EXERCISE PROMPT
Wherever "index" appears in a line, list that line.

··· SOURCE DATA ···

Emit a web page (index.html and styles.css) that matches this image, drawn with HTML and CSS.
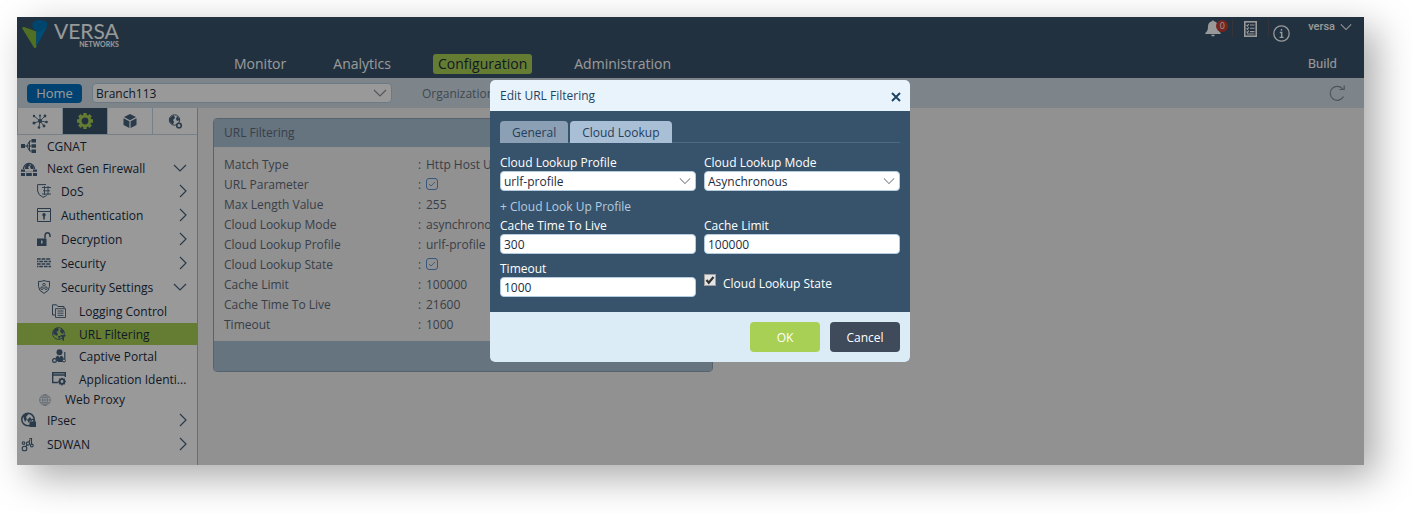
FILE: index.html
```html
<!DOCTYPE html>
<html lang="en">
<head>
  <meta charset="utf-8">
  <title>Versa Director</title>
  <link rel="stylesheet" href="styles.css">
</head>
<body>
  <svg class="symbols" width="0" height="0">
    <symbol id="down" viewBox="0 0 14 8"><path d="M1 1l6 6 6-6" fill="none" stroke="currentColor" stroke-width="1.2"/></symbol>
    <symbol id="right" viewBox="0 0 8 14"><path d="M1 1l6 6-6 6" fill="none" stroke="currentColor" stroke-width="1.2"/></symbol>
    <symbol id="ticked" viewBox="0 0 12 12"><rect x=".5" y=".5" width="11" height="11" rx="2.5" fill="none" stroke="currentColor"/><path d="M3 6l2 2 4-4" fill="none" stroke="currentColor" stroke-width=".9"/></symbol>
  </svg>

  <div class="app">
    <header class="header">
      <div class="header-top">
        <a class="logo" href="#">
          <svg width="26" height="28" viewBox="0 0 26 28">
            <path d="M.3 8.6Q-.2 6.800 2 7l12.500 4.500V27l-1.200 1h-1z" fill="#86b93a"/>
            <path d="M10.500 3.200Q12 .3 15.500.1q6-.4 8.800 1.500 1.700 1.600.7 5.100L14.500 26V11.500Q9.500 8.500 10.500 3.200z" fill="#0074b4"/>
            <path d="M25 6.700L14.500 26V11.500Q18 13 25 6.700z" fill="#0080c4"/>
          </svg>
          <span class="logo-text"><span>VERSA</span><small>NETWORKS</small></span>
        </a>
        <div class="tools">
          <button class="tool bell" aria-label="Alarms">
            <svg width="16" height="17" viewBox="0 0 16 17"><path d="M8 0l1 1.300c3 .6 4 2.700 4 5.200 0 3.500.8 5 2.700 6.500v1H.3v-1C2.200 11.500 3 10 3 6.500c0-2.500 1-4.600 4-5.200zM6 14.800h4Q9.500 16.600 8 16.600T6 14.800z" fill="currentColor"/></svg>
            <span class="badge">0</span>
          </button>
          <button class="tool tasks" aria-label="Tasks">
            <svg width="13" height="16" viewBox="0 0 13 16"><rect x=".8" y=".8" width="11.400" height="14.400" fill="none" stroke="currentColor" stroke-width="1.600"/><path d="M2.500 4l1 1 1.200-2M2.500 7.300l1 1 1.200-2M2.500 10.600l1 1 1.200-2M6 4h4.500M6 7.300h4.500M6 10.600h4.500M3 13h7.500" fill="none" stroke="currentColor" stroke-width="1.100"/></svg>
          </button>
          <button class="tool info" aria-label="About">
            <svg width="17" height="17" viewBox="0 0 17 17"><circle cx="8.500" cy="8.500" r="7.700" fill="none" stroke="currentColor" stroke-width="1.300"/><path d="M8.500 4v1.700M6.800 7.500h1.900v4.700M6.600 12.400h4" fill="none" stroke="currentColor" stroke-width="1.400"/></svg>
          </button>
          <button class="user">versa <svg width="12" height="8"><use href="#down"/></svg></button>
        </div>
      </div>
      <div class="header-nav">
        <nav class="nav">
          <a href="#">Monitor</a>
          <a href="#">Analytics</a>
          <a class="active" href="#">Configuration</a>
          <a href="#">Administration</a>
        </nav>
        <a class="build" href="#">Build</a>
      </div>
    </header>

    <div class="subbar">
      <button class="home">Home</button>
      <div class="select device">
        <select aria-label="Device"><option>Branch113</option></select>
        <svg width="14" height="8"><use href="#down"/></svg>
      </div>
      <span class="org">Organization</span>
      <button class="refresh" aria-label="Refresh">
        <svg width="17" height="16" viewBox="0 0 17 16"><path d="M14.500 11.500A7 7 0 1 1 13.800 4M10.500 4.500h4.700V.5" fill="none" stroke="currentColor" stroke-width="1.200"/></svg>
      </button>
    </div>

    <div class="content">
      <aside class="sidebar">
        <div class="side-tabs">
          <button aria-label="Networking">
            <svg width="16" height="16" viewBox="0 0 16 16"><circle cx="8" cy="8" r="2" fill="currentColor"/><path d="M8 8L2 3M8 8l5-5M8 8l6 1M8 8l4 5M8 8l-1 6M8 8l-6 2M8 8V3" stroke="currentColor" stroke-width=".9"/><g fill="currentColor"><circle cx="2" cy="3" r="1.200"/><circle cx="13" cy="3" r="1.400"/><circle cx="14.500" cy="9" r="1.300"/><circle cx="12" cy="13" r="1.400"/><circle cx="7" cy="14.500" r="1.300"/><circle cx="2" cy="10" r="1.500"/><circle cx="8" cy="2.500" r="1"/></g></svg>
          </button>
          <button class="active" aria-label="Services">
            <svg width="16" height="16" viewBox="0 0 16 16"><circle cx="8" cy="8" r="4.800" fill="none" stroke="currentColor" stroke-width="2.800"/><path d="M8 0v3M8 13v3M0 8h3M13 8h3M2.300 2.300l2 2M11.700 11.700l2 2M2.300 13.700l2-2M11.700 4.300l2-2" stroke="currentColor" stroke-width="3.400"/></svg>
          </button>
          <button aria-label="Objects">
            <svg width="14" height="15" viewBox="0 0 14 15"><path d="M7 0l6 3-6 3.200L1 3zM.5 4.200l5.900 3.100V14L.5 11zM13.500 4.200L7.600 7.300V14l5.900-3z" fill="currentColor"/></svg>
          </button>
          <button aria-label="Others">
            <svg width="15" height="15" viewBox="0 0 15 15"><circle cx="6.500" cy="6" r="5.200" fill="none" stroke="currentColor"/><path d="M2 4q2-3 4-2.500L7 4 5 6l1 2-1 2.500Q2 9 1.500 6zM9 2l3 4-3 1-1-2z" fill="currentColor"/><circle cx="11" cy="11.500" r="2.300" fill="#fff" stroke="currentColor" stroke-width="1.600"/></svg>
          </button>
        </div>
        <nav class="menu">
          <a class="level1 short" href="#"><svg width="16" height="14" viewBox="0 0 16 14"><path d="M0 5h4v4H0zM10.500 0H15v3.500h-4.500zM10.500 5.200H15v3.500h-4.500zM10.500 10.500H15V14h-4.500z" fill="currentColor"/><path d="M4 7h6.500M10.500 2H8.500v10h2M8 3L6 7l2 4" fill="none" stroke="currentColor"/></svg>CGNAT</a>
          <a class="level1 short" href="#"><svg width="16" height="16" viewBox="0 0 16 16"><path d="M2.500 9a5.500 5.500 0 1 1 11 0" fill="none" stroke="currentColor" stroke-width="1.300"/><path d="M4 8q0-4 4-4.500l1 2L7 7l1 2H4zM10 4q3 2 2.500 5H10L9 7z" fill="currentColor"/><path d="M0 9.500h4v2h8v-2h4v2.300H0zM0 13h4v3H0zM5.200 13h5.600v3H5.200zM12 13h4v3h-4z" fill="currentColor"/></svg>Next Gen Firewall<svg class="arrow" width="14" height="8"><use href="#down"/></svg></a>
          <a class="level2" href="#"><svg width="14" height="14" viewBox="0 0 14 14"><path d="M9 .6H.6V7Q1 11 6 13.300q3-1 4-2.500" fill="none" stroke="currentColor"/><path d="M5 3.500h9M6 6.800h7M5 10h9M7.500 2v9M11 2v9" stroke="currentColor" stroke-width=".9"/></svg>DoS<svg class="arrow" width="8" height="14"><use href="#right"/></svg></a>
          <a class="level2" href="#"><svg width="14" height="14" viewBox="0 0 14 14"><path d="M.5.500h13v13H.5zM.5 3.500h13" fill="none" stroke="currentColor"/><circle cx="7" cy="6.800" r="1.700" fill="currentColor"/><path d="M7 7v4.500" stroke="currentColor" stroke-width="1.600"/></svg>Authentication<svg class="arrow" width="8" height="14"><use href="#right"/></svg></a>
          <a class="level2" href="#"><svg width="14" height="14" viewBox="0 0 14 14"><path d="M0 6.500h9.500V14H0z" fill="currentColor"/><path d="M8 6.500V3.500q.3-2.700 2.500-2.700T13 3.500V5" fill="none" stroke="currentColor" stroke-width="1.500"/><path d="M4.800 8.500v3" stroke="#fff" stroke-width="1.500"/></svg>Decryption<svg class="arrow" width="8" height="14"><use href="#right"/></svg></a>
          <a class="level2" href="#"><svg width="14" height="10" viewBox="0 0 14 10"><path d="M0 1h14M0 6h14" stroke="currentColor" stroke-width="1.700" stroke-dasharray="3.700 .9"/><path d="M0 3.500h14M0 8.500h14" stroke="currentColor" stroke-width="1.700" stroke-dasharray="3.700 .9" stroke-dashoffset="2.300"/></svg>Security<svg class="arrow" width="8" height="14"><use href="#right"/></svg></a>
          <a class="level2" href="#"><svg width="14" height="14" viewBox="0 0 14 14"><path d="M7 .6q3 1.200 5.500.8v5q0 4.500-5.500 7-5.500-2.500-5.500-7v-5Q4 1.800 7 .6z" fill="none" stroke="currentColor"/><g fill="none" stroke="currentColor" stroke-width=".9"><circle cx="7" cy="4.700" r="1.300"/><circle cx="5" cy="8.200" r="1.300"/><circle cx="9" cy="8.200" r="1.300"/></g></svg>Security Settings<svg class="arrow" width="14" height="8"><use href="#down"/></svg></a>
          <a class="level3" href="#"><svg width="14" height="14" viewBox="0 0 14 14"><path d="M3 11H.5V.8h4L6 2.500h6V4.500" fill="none" stroke="currentColor"/><path d="M3.500 4.700h10v8.800h-10zM5.500 7h6M5.500 9.200h6M5.500 11.400h6" fill="none" stroke="currentColor" stroke-width=".9"/></svg>Logging Control</a>
          <a class="level3 short selected" href="#"><svg width="14" height="14" viewBox="0 0 14 14"><circle cx="6.500" cy="6.500" r="5.900" fill="none" stroke="currentColor"/><path d="M2 2.500Q4 .5 6 1l1 2-2.500 2L6 7 5 9 3 8 1 6.500zM9 1.500l3 3-1 2.500-2-1-1-2zM6 9h3l-2 3.500z" fill="currentColor"/><path d="M8 8h6l-2 2.500V14l-1.800-1v-2.500z" fill="currentColor"/></svg>URL Filtering</a>
          <a class="level3 short" href="#"><svg width="14" height="14" viewBox="0 0 14 14"><circle cx="7.500" cy="3.200" r="3" fill="currentColor"/><path d="M3.500 9Q4 7 6 6.500l1.500 2 1.500-2q2 .5 2.500 2.500v4H6z" fill="currentColor"/><circle cx="2.500" cy="11.500" r="1.900" fill="none" stroke="currentColor" stroke-width="1.200"/><path d="M4.500 11.500H8M12.800 3v7" stroke="currentColor" stroke-width="1.200"/><circle cx="12" cy="11.500" r="1.500" fill="#fff" stroke="currentColor"/></svg>Captive Portal</a>
          <a class="level3" href="#"><svg width="14" height="14" viewBox="0 0 14 14"><path d="M6.500 10.500H.7V.7h12.600V5M.7 3h12.600" fill="none" stroke="currentColor" stroke-width="1.400"/><circle cx="10" cy="9.500" r="2.300" fill="none" stroke="currentColor" stroke-width="1.800"/><path d="M10 5.700v1.500M10 12v1.500M6.200 9.500h1.500M12.400 9.500h1.500M7.300 6.800l1 1M11.700 11.200l1 1M12.700 6.800l-1 1M7.300 12.200l1-1" stroke="currentColor" stroke-width="1.400"/></svg><span>Application Identi...</span></a>
          <a class="proxy" href="#"><svg width="12" height="12" viewBox="0 0 12 12"><g fill="none" stroke="currentColor" stroke-width=".8"><circle cx="6" cy="6" r="5.400"/><ellipse cx="6" cy="6" rx="2.500" ry="5.400"/><path d="M6 .6v10.800M.6 6h10.800M1.300 3.300h9.400M1.300 8.700h9.400"/></g></svg>Web Proxy</a>
          <a class="level1" href="#"><svg width="16" height="16" viewBox="0 0 16 16"><circle cx="7" cy="7.500" r="6.200" fill="none" stroke="currentColor" stroke-width="1.500"/><path d="M2 4q3-3 6-2.500L5 5l1 2-2 3zM6 8l3-3 2 3H9l-1 3z" fill="currentColor"/><path d="M8.500 9.500H15V15H8.500z" fill="currentColor"/><path d="M10 9.500V8.300q1.700-2 3.500 0v1.200" fill="none" stroke="currentColor" stroke-width="1.200"/></svg>IPsec<svg class="arrow" width="8" height="14"><use href="#right"/></svg></a>
          <a class="level1" href="#"><svg width="16" height="16" viewBox="0 0 16 16"><g fill="none" stroke="currentColor" stroke-width="1.100"><circle cx="3.500" cy="12.500" r="2.300"/><circle cx="2.500" cy="7" r="1.300"/><circle cx="7" cy="7.500" r="1.600"/><circle cx="10.800" cy="9.500" r="1.400"/><path d="M4.700 10.500l1.500-1.600M8 6l1-2.500M8.500 2.500h2v5.600"/></g></svg>SDWAN<svg class="arrow" width="8" height="14"><use href="#right"/></svg></a>
        </nav>
      </aside>

      <main class="main">
        <section class="panel">
          <h2>URL Filtering</h2>
          <table>
            <tr><th scope="row">Match Type</th><td>:</td><td>Http Host URL</td></tr>
            <tr><th scope="row">URL Parameter</th><td>:</td><td><svg class="tick" width="12" height="12"><use href="#ticked"/></svg></td></tr>
            <tr><th scope="row">Max Length Value</th><td>:</td><td>255</td></tr>
            <tr><th scope="row">Cloud Lookup Mode</th><td>:</td><td>asynchronous</td></tr>
            <tr><th scope="row">Cloud Lookup Profile</th><td>:</td><td>urlf-profile</td></tr>
            <tr><th scope="row">Cloud Lookup State</th><td>:</td><td><svg class="tick" width="12" height="12"><use href="#ticked"/></svg></td></tr>
            <tr><th scope="row">Cache Limit</th><td>:</td><td>100000</td></tr>
            <tr><th scope="row">Cache Time To Live</th><td>:</td><td>21600</td></tr>
            <tr><th scope="row">Timeout</th><td>:</td><td>1000</td></tr>
          </table>
          <div class="panel-foot"></div>
        </section>
      </main>
    </div>

    <div class="overlay">
      <form class="dialog" role="dialog" aria-labelledby="dialog-title">
        <div class="dialog-head">
          <h2 id="dialog-title">Edit URL Filtering</h2>
          <button type="button" class="close" aria-label="Close">
            <svg width="10" height="10" viewBox="0 0 10 10"><path d="M1 1l8 8M9 1L1 9" stroke="currentColor" stroke-width="2"/></svg>
          </button>
        </div>
        <div class="dialog-body">
          <div class="tabs">
            <button type="button">General</button>
            <button type="button" class="active">Cloud Lookup</button>
          </div>
          <div class="fields">
            <div class="field">
              <label for="profile">Cloud Lookup Profile</label>
              <div class="select">
                <select id="profile"><option>urlf-profile</option></select>
                <svg width="12" height="8"><use href="#down"/></svg>
              </div>
            </div>
            <div class="field">
              <label for="mode">Cloud Lookup Mode</label>
              <div class="select">
                <select id="mode"><option>Asynchronous</option><option>Synchronous</option></select>
                <svg width="12" height="8"><use href="#down"/></svg>
              </div>
            </div>
            <a class="add" href="#">+ Cloud Look Up Profile</a>
            <div class="field">
              <label for="ttl">Cache Time To Live</label>
              <input id="ttl" type="text" value="300">
            </div>
            <div class="field">
              <label for="limit">Cache Limit</label>
              <input id="limit" type="text" value="100000">
            </div>
            <div class="field timeout">
              <label for="timeout">Timeout</label>
              <input id="timeout" type="text" value="1000">
            </div>
            <div class="check">
              <span class="box">
                <input id="state" type="checkbox" checked>
                <svg width="12" height="12" viewBox="0 0 12 12"><path d="M2.500 6l2.300 2.800L9.500 3" fill="none" stroke="#333" stroke-width="2.200"/></svg>
              </span>
              <label for="state">Cloud Lookup State</label>
            </div>
          </div>
        </div>
        <div class="dialog-foot">
          <button type="submit" class="ok">OK</button>
          <button type="button" class="cancel">Cancel</button>
        </div>
      </form>
    </div>
  </div>
</body>
</html>
```
FILE: styles.css
```css
* {
  box-sizing: border-box;
}
body {
  margin: 0;
  padding: 17px 48px 48px 17px;
  background: #fff;
  font-family: "Open Sans", "Noto Sans", sans-serif;
  font-size: 12px;
  color: #1c2c40;
}
a {
  color: inherit;
  text-decoration: none;
}
button {
  font: inherit;
  color: inherit;
  background: none;
  border: 0;
  padding: 0;
}
svg {
  display: block;
  flex: none;
}
h2 {
  margin: 0;
  font-size: 12px;
  font-weight: 400;
}
.symbols {
  position: absolute;
}
.app {
  position: relative;
  display: flex;
  flex-direction: column;
  min-height: calc(100vh - 65px);
  background: #f2f2f2;
  box-shadow: 12px 12px 36px rgba(0, 0, 0, 0.34);
}

/* header */
.header {
  background: #37536b;
  color: #fff;
  padding: 3px 12px 4px 5px;
}
.header-top {
  display: flex;
  justify-content: space-between;
  height: 34px;
}
.logo {
  display: flex;
  gap: 6px;
}
.logo-text {
  display: flex;
  flex-direction: column;
  align-items: flex-end;
  padding-top: 2px;
  font-family: Lato, sans-serif;
  font-size: 21px;
  line-height: 18px;
}
.logo-text small {
  font-size: 7px;
  font-weight: 700;
  line-height: 9px;
}
.tools {
  display: flex;
  align-items: flex-start;
}
.tool {
  padding: 0 11px;
  border-right: 1px solid #5a5560;
  height: 17px;
}
.bell {
  position: relative;
}
.badge {
  position: absolute;
  left: 22px;
  top: 0;
  width: 12px;
  height: 12px;
  border-radius: 6px;
  background: #c83c32;
  font-size: 9px;
  line-height: 12px;
  text-align: center;
}
.info {
  border: 0;
  height: 22px;
  padding: 5px 18px 0 4px;
}
.user {
  display: flex;
  align-items: center;
  gap: 5px;
  font-family: Roboto, sans-serif;
  font-size: 11px;
  font-weight: 500;
  line-height: 14px;
}
.header-nav {
  display: flex;
  justify-content: space-between;
  line-height: 20px;
}
.nav {
  display: flex;
  gap: 37px;
  margin-left: 207px;
  font-size: 14px;
}
.nav a {
  padding: 0 5px;
  border-radius: 3px;
}
.nav .active {
  background: #a8d054;
  color: #1c2c40;
}
.build {
  width: 44px;
  font-family: Roboto, sans-serif;
  font-size: 13px;
}

/* device bar */
.subbar {
  display: flex;
  align-items: center;
  height: 30px;
  padding: 0 18px 0 10px;
  background: #d0dee8;
}
.home {
  width: 55px;
  height: 19px;
  margin-right: 10px;
  border-radius: 4px;
  background: #006fbe;
  color: #fff;
  font-size: 13px;
  line-height: 18px;
}
.select {
  display: grid;
  align-items: center;
}
.select > * {
  grid-area: 1 / 1;
}
.select svg {
  justify-self: end;
  margin-right: 5px;
  color: #8a9096;
  pointer-events: none;
}
select,
input[type="text"] {
  appearance: none;
  width: 100%;
  height: 20px;
  margin: 0;
  padding: 0 3px;
  border: 1px solid #b4cce0;
  border-radius: 4px;
  background: #fff;
  color: #1c2c40;
  font: inherit;
}
.device {
  width: 300px;
}
.org {
  margin-left: 30px;
  color: #6b7886;
}
.refresh {
  margin-left: auto;
  color: #808a94;
}

/* sidebar */
.content {
  display: flex;
  flex: 1;
}
.sidebar {
  width: 181px;
  flex: none;
  border-right: 1px solid #b4b9be;
  background: #fff;
}
.side-tabs {
  display: flex;
  height: 27px;
  border-bottom: 1px solid #c4d6e4;
  color: #45627c;
}
.side-tabs button {
  display: flex;
  flex: 1;
  align-items: center;
  justify-content: center;
  border-left: 1px solid #c4d6e4;
}
.side-tabs .active {
  background: #37536b;
  color: #a8d054;
}
.menu a {
  display: flex;
  align-items: center;
  gap: 10px;
  height: 24px;
  padding-right: 10px;
  white-space: nowrap;
}
.menu svg {
  color: #45627c;
}
.menu .arrow {
  margin-left: auto;
}
.menu .level1 {
  padding-left: 4px;
}
.menu .level2 {
  padding-left: 20px;
}
.menu .level3 {
  gap: 13px;
  padding-left: 35px;
}
.menu .short {
  height: 22px;
}
.menu .selected {
  background: #a8d054;
}
.menu .proxy {
  gap: 14px;
  height: 17px;
  padding-left: 22px;
}
.proxy svg {
  opacity: 0.5;
}

/* settings panel */
.main {
  flex: 1;
  padding: 10px 15px;
}
.panel {
  width: 500px;
  border: 1px solid #8fa6ba;
  border-radius: 4px;
  background: #f2f2f2;
  color: #5e6a78;
  overflow: hidden;
}
.panel h2 {
  padding-left: 10px;
  background: #aac1d4;
  line-height: 28px;
}
.panel table {
  margin: 7px 0 7px 10px;
  border-collapse: collapse;
}
.panel th {
  width: 194px;
  font-weight: 400;
  text-align: left;
}
.panel td,
.panel th {
  height: 20px;
  padding: 0;
}
.panel td:nth-child(2) {
  width: 8px;
}
.tick {
  color: #5b92d0;
}
.panel-foot {
  height: 30px;
  background: #aac1d4;
}

/* dialog */
.overlay {
  position: absolute;
  inset: 0;
  display: flex;
  align-items: flex-start;
  justify-content: center;
  padding: 63px 0 0 19px;
  background: rgba(0, 0, 0, 0.4);
}
.dialog {
  width: 420px;
  border-radius: 5px;
  background: #37536b;
  overflow: hidden;
}
.dialog-head {
  display: flex;
  align-items: center;
  justify-content: space-between;
  height: 31px;
  padding: 0 9px 0 10px;
  background: #e9f3fc;
  color: #1f4462;
}
.close {
  padding-top: 3px;
}
.dialog-body {
  padding: 10px 10px 15px;
  color: #fff;
}
.tabs {
  display: flex;
  gap: 2px;
  margin-bottom: 10px;
  border-bottom: 1px solid #4b6a84;
}
.tabs button {
  height: 22px;
  margin-bottom: -1px;
  padding: 0 12px;
  border-radius: 4px 4px 0 0;
  background: #8b9fb5;
  color: #24405a;
}
.tabs .active {
  background: #a9bfd6;
}
.fields {
  display: grid;
  grid-template-columns: 1fr 1fr;
  column-gap: 8px;
}
.fields label {
  display: block;
  padding-top: 2px;
  line-height: 16px;
}
.add {
  grid-column: 1 / -1;
  padding-top: 6px;
  color: #b4cce0;
  line-height: 19px;
}
.timeout {
  margin-top: 5px;
}
.check {
  display: flex;
  gap: 7px;
  padding-top: 20px;
}
.box {
  display: grid;
  align-self: flex-start;
}
.box > * {
  grid-area: 1 / 1;
}
.box svg {
  pointer-events: none;
}
.box input {
  appearance: none;
  width: 12px;
  height: 12px;
  margin: 0;
  border: 1px solid #a0a0a0;
  background: #e4e4e4;
}
.dialog-foot {
  display: flex;
  justify-content: flex-end;
  gap: 10px;
  padding: 10px;
  background: #dcecf7;
}
.dialog-foot button {
  width: 70px;
  height: 30px;
  border-radius: 4px;
  color: #fff;
}
.dialog-foot .ok {
  background: #a8d054;
}
.dialog-foot .cancel {
  background: #3f4a5b;
}
```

···

WRITTEN RESPONSE
Emit a web page (index.html and styles.css) that matches this image, drawn with HTML and CSS.
FILE: index.html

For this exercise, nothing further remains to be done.